Based on what they learned, they dished up some advice for parents who are raising kids and teenagers right now.

“If you see perplexing behavior, just assume your child is working through something really hard,” they wrote. “They are not trying to disobey or disappoint you. They are genuinely wrestling powerful drives to learn, to fit in, to explore, and to find acceptance.”

That makes perfect sense, and it’s something we should all keep in mind! Kids are navigating tough waters, and sometimes that takes all of their attention.

The next tip is all about shame. Everyone experiences feelings of shame at times, yet it’s one of the most difficult emotions to talk about. This wise Redditor understands the concept well and encouraged parents to “assume your child will never talk about their shame, especially if you pry.
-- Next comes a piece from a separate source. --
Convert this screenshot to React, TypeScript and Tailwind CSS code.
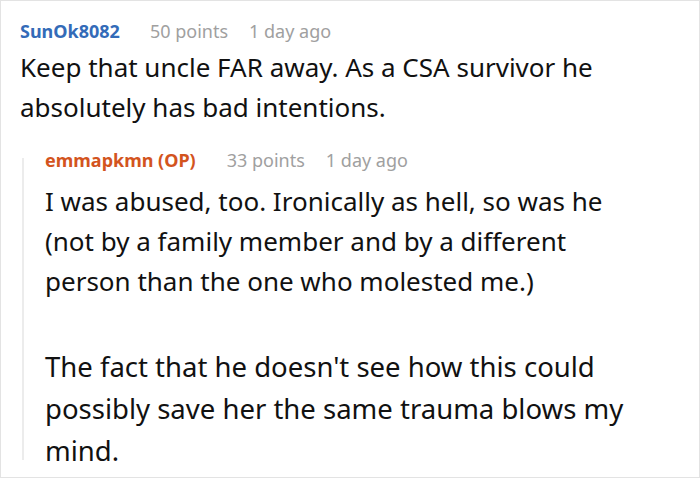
export default function App() {
  return (
    <div className="h-[478px] w-[700px] overflow-hidden border border-[#e3e3e3] bg-white font-['Noto_Sans',sans-serif]">
      <div className="pl-[19px] pr-[30px] pt-[15px]">
        {/* top comment */}
        <div className="flex items-center text-[18px] leading-[30px]">
          <span className="font-bold text-[#336bb8]">SunOk8082</span>
          <span className="ml-[30px] text-[#a0a0a0]">50 points</span>
          <span className="ml-[21px] text-[#a0a0a0]">1 day ago</span>
        </div>
        <p className="mt-[1px] text-[26px] leading-[40px] text-[#111]">
          Keep that uncle FAR away. As a CSA survivor he absolutely has bad intentions.
        </p>

        {/* reply */}
        <div className="relative mt-[18px] pl-[25px] pr-[24px]">
          <span className="absolute bottom-[12px] left-[2px] top-[13px] w-[2px] bg-[#ececec]" />
          <div className="flex items-center text-[18px] leading-[30px]">
            <span className="font-bold text-[#d3541e]">emmapkmn (OP)</span>
            <span className="ml-[31px] text-[#a0a0a0]">33 points</span>
            <span className="ml-[21px] text-[#a0a0a0]">1 day ago</span>
          </div>
          <p className="mt-[6px] text-[26px] leading-[40px] text-[#111]">
            I was abused, too. Ironically as hell, so was he (not by a family member and by a different person than the one who molested me.)
          </p>
          <p className="mt-[45px] text-[27.5px] leading-[42px] text-[#111]">
            The fact that he doesn't see how this could possibly save her the same trauma blows my mind.
          </p>
        </div>
      </div>
    </div>
  );
}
Instead, regularly and openly teach the concepts that will negate the false ideas behind shame.”

Speaking of shame, recalling your own experiences in life can help you better guide your child.

“Take a couple of days with your partner and try your best to remember every source of shame in your life, then ask yourself the hard questions for how you might be perpetuating it with your children,” they wrote. “Make a plan to reject the stupid ideas and traditions behind the shame and invent your own sensible, authentic traditions.”

Finally, a parenting tip for kids of all ages: learning and loving through play.

“Create regular opportunities for non-stressful interactions with your children,” they wrote. “Have 1:1s with your kids, but make sure 90 percent or more are not about teaching or problems, but rather about enjoyment, creativity, play, or just hanging out.”

What great advice for all of us! By examining our own experiences and beliefs, we can end those cycles of negative thinking and shame that we don’t even know we’re perpetuating. Being present and gentle with our kids keeps the doors of communication wide open, right where they need to be.